Until you've acquired users who have begun to rely on your product, you are the one who cares the most about it, and all your potential users care less than you do.

Don't build too much in one go

Most ideas can be built, it just takes time. The more features you include, the longer it will take. The longer it takes, the more it costs.

If you have too much confidence in your idea, and in your ability to acquire users, you might conclude that you may as well build all your features now. After all, why bother having multiple releases if you're going to have tons of users as soon as you announce your completed product to the world?

But that's not how it works. If you don't release and test your first features with real users immediately, you're robbing yourself of essential feedback.

If your product is not complete enough to convince anyone to pay for it yet, give it to your test users for free, or you can even pay them to use it.

Gather facts in your user research

You can actually pay your potential users for information before you've built anything at all, but make sure you focus on the facts.

If you ask your potential users whether they would find your product or feature idea useful, you'll get misled by the number that say "yes" when they are really a "no".

They don't mean to mislead you, some might say "yes" out of politeness, but it's mostly because they can't predict their own behaviour until they actually try using it.

Instead, it is better not to put too much weight on these subjective questions and to ask your potential users things that are much easier for them to answer - simple facts. You can ask them how many times in the past year they've experienced the problem that your product solves, or how much money they spend on similar products.

Measure impact as well as value

Solving a real problem is important, but impact matters equally.

This is a bit like Bayes' Theorem - having a brilliant solution to a problem doesn't matter much if very few of your potential users ever experience that problem, or if they only experience it infrequently.

This applies to feedback too. If 80% of your users tell you they need a new feature, but it is the other 20% that account for most of your usage, it may be more worthwhile to make small improvements that only 20% want, instead of building new features that 80% want.

Avoid feature overload

The mentality of continuously adding features in the hope of attracting users can lead to product bloat.

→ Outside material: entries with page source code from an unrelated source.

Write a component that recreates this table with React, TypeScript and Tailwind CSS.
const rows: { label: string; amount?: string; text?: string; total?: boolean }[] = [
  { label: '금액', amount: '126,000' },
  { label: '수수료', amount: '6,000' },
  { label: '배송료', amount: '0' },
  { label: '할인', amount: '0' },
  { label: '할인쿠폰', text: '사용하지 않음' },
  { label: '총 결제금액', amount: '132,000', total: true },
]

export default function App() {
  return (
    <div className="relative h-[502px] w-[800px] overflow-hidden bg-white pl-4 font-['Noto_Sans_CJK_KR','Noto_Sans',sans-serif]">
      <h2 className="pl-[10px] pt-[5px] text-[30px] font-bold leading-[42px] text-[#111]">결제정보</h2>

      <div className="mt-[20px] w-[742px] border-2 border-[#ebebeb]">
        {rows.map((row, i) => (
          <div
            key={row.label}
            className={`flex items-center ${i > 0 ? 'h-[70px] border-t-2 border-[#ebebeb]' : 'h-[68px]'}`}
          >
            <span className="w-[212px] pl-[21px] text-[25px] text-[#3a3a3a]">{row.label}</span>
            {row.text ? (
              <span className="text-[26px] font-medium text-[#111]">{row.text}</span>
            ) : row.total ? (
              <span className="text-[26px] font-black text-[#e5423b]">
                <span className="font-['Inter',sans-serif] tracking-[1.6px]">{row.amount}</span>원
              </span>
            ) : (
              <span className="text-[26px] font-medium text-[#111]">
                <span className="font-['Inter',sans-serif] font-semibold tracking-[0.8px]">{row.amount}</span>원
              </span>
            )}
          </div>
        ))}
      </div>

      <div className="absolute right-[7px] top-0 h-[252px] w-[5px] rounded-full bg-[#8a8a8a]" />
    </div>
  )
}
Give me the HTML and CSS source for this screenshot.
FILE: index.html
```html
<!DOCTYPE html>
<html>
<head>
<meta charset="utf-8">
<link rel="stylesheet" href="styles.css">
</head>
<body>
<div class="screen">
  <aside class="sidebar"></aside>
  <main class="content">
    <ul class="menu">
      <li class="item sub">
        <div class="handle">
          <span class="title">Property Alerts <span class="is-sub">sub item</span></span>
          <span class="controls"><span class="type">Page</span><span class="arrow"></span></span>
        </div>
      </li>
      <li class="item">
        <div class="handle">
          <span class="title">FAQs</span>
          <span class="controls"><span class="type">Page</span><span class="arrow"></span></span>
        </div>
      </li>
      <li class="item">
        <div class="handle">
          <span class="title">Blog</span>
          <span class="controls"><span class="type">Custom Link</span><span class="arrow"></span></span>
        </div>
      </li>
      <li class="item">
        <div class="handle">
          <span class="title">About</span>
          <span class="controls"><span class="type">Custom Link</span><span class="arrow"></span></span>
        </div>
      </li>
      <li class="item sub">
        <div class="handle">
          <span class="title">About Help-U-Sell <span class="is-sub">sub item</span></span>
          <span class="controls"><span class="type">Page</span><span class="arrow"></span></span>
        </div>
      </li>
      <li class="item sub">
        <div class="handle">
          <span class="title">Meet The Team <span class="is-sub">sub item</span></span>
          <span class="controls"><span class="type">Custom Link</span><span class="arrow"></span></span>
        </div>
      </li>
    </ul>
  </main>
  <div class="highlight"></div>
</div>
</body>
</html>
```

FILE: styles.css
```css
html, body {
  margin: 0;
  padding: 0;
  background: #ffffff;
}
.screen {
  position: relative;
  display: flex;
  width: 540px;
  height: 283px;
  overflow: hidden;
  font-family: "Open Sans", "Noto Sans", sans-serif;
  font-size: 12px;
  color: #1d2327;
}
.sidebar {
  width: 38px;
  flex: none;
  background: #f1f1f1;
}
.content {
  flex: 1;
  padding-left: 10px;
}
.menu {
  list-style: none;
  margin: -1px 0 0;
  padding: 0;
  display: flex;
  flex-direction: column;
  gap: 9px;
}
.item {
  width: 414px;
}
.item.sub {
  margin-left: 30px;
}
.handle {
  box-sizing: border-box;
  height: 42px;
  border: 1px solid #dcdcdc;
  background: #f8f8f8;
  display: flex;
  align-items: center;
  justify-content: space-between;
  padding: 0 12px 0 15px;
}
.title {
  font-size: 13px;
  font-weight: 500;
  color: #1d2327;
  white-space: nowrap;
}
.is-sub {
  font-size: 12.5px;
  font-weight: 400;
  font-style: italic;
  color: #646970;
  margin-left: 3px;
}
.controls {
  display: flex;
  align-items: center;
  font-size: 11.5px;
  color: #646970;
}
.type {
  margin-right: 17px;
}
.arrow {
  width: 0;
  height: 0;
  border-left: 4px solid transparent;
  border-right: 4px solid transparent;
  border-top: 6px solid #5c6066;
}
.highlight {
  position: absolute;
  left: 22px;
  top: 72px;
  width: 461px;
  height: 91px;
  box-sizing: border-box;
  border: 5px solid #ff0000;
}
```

Don't assume that your struggle to acquire users is because you haven't got enough features yet, and set about adding more features that no-one will ever use.

If you're testing your features early immediately, you'll already know which ones are useful. Consider deleting the ones that aren't before letting your product get bloated. Quality trumps quantity.

Conclusion

The path to building a successful product requires much more scepticism and adapting to feedback than you might expect. Hopefully by following these principles you will increase your chances of building not just a software product, but a thriving user base.